Family Law Guide
What are the Parental Rights and Responsibilities?
First of all the law assumes that parents have certain responsibilities for their children. These are:
- to safeguard and promote their children’s health, development and welfare
- to provide their children with direction and guidance
- to maintain personal relations and direct contact with their children
- to act as their children’s legal representative
In order to fulfil these responsibilities, parents also have rights. The rights mirror the responsibilities and basically mean that parents have the right to have their children live with them and to do what is necessary to look after them.
Who has these rights and responsibilities?
The law changed recently (as a result of the Family Law (Scotland) Act 2006). Where a child was born before May 4th 2006, only mothers and married fathers automatically have parental
rights and responsibilities (PRR’s). Unmarried fathers and other people such as grandparents who have looked after a child can apply to the court to be granted PRR’s, but this depends on
the discretion of the court. However, where a child is born on May 4th 2006 or later, unmarried fathers whose name appears on their child’s birth certificate will also automatically have PRR’s.
What does this mean in practice?
As stated above, most people have no need to involve the courts. Parental rights and responsibilities give you all the powers you need to care for your children. However, when people split up it is sometimes difficult to agree the best arrangements for their children. They can therefore refer the situation to the court and the court will impose a decision. The courts can make certain ‘orders’:
- an order regulating who a child lives with (a Residence Order)
- an order regulating arrangements for maintaining relations and direct contact with a child (a Contact Order)
- an order dealing with specific issues that have arisen (a Specific Issue Order)
You do not need to have Parental Rights and Responsibilities to apply for these orders.

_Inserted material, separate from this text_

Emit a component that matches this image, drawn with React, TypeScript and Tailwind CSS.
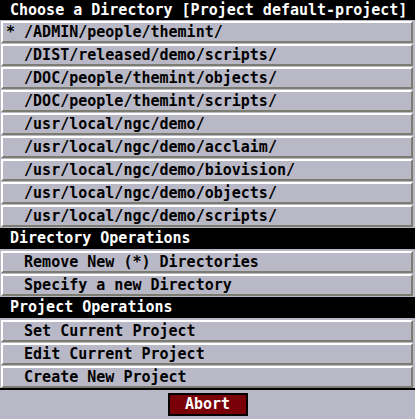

They can be granted to anyone who can show the court that they have in ‘interest’ (this certainly includes unmarried fathers and grandparents). So, remember, Residence Orders deal with the question of where children live. Contact Orders deal with arrangements to see someone a child does not live with. © Paper prepared by Family Mediation West July 2006
What about shared parenting?
Many separated parents have arrangements where their children live with both of them, at different points in the week. Once again it is important to remember that the courts will not make an order unless there is a good reason. If parents can work these things out for themselves, or with the help of a mediator, the law does not need to be involved. It is only if there is a dispute that the court will make an order. And even if it makes a Residence Order that, say, a child should live with one parent for the bulk of the week, this does not remove the other parent’s rights and responsibilities.
What about children themselves?
The Children (Scotland) Act 1995 set out the principle that children who are old enough to understand decisions that affect them should be able to have their views taken into account. This does not mean that children have to make decisions in place of their parents, rather that their views should be sought. Children of 12 and over must be offered the opportunity to say
what they think (although they do not have to). Younger children can also be asked for their views if the courts consider them to have sufficient understanding. Parents, however, are still
ultimately responsible for deciding what is best for their children.
What about the courts?
There is more than one kind of court in Scotland. The courts that deal with the vast majority of family law cases are known as Sheriff Courts. The judges in these courts are called Sheriffs. When a family law matter is brought to the court (usually by a solicitor) this is called ‘Raising an Action’. The person who wants the court to make an order (known as the Pursuer) presents a document (called an Initial Writ) which says what they want the court to do and the reasons for this. This is then sent to the other person (known as the Defender) who then has 3 weeks to reply. The Defender can either accept what is being requested or, if she or he disagrees, send another document (called Defences) setting out the reasons. The matter (called a ‘Case’) is now in the hands of the court and will remain so until the Sheriff makes a decision or someone withdraws.
Court procedure is complex and we recommend you take advice from a solicitor if you are considering raising an action.
Remember, you are always free to work out your own arrangements for your children by agreement. Family mediation can help with this.